I wrote a program to check if a number is prime or not.

Here is the code:

program prime
integer n,i
print *, 'enter a number'
read *,n
do 10,i=2,n-1
    if(mod(n,i).eq.0.0) then
        print*, 'it is not prime'
        read*
        stop
    end if
continue
if(n.eq.i)print *, 'it is prime'
read *
stop
end do
end program

However, there was a problem. I got an error:

Error: Statement label in ENDDO doesn't match DO label

The error in itself was understandable, the end do was not connected with the do loop. However, I cannot connect it as the program will not let me do so. Why is this?

CodePudding user response:

With the statement

do 10,i=2,n-1

you are introducing a labelled DO construct. A labelled DO construct needs an appropriate termination statement, with matching label. In current Fortran, a matching labelled DO construct is terminated with

10 end do

or

10 continue

Labelled DO constructs are obsolescent in current Fortran, so the entire DO construct of the question can instead be written as

do i=2,n-1
   ...
end do

In the question, there is horribly confusing indentation. The continue statement is perhaps intended as the termination of the loop, but it isn't because it isn't labelled 10. continue is just a normal, do nothing, statement which has significance as a loop termination only through its label. Instead, the compiler sees the loop terminated by the end do, regardless of indentation, and then complains because it's missing the appropriate label.

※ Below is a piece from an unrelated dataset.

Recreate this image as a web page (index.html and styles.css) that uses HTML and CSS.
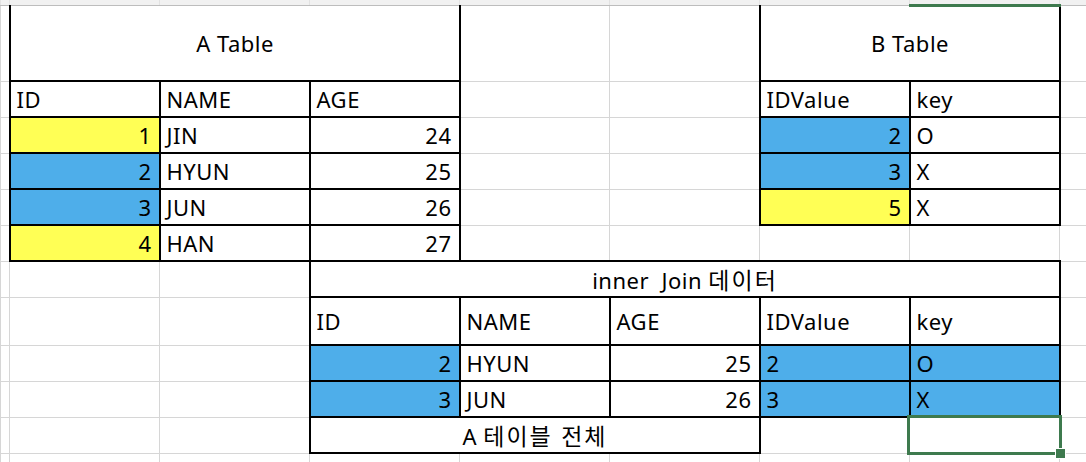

The logic of the loop agrees with the indentation: the continue statement should be the end of the loop. There are three options

  1. add a label 10 to the statement
  2. change the continue to 10 end do
  3. remove the 10 from the DO statement and change continue to end do

For each option, also delete the second end do.

Finally, with

if(n.eq.i) ...

coming after the loop, that condition is redundant: i will always have value n if it's reached.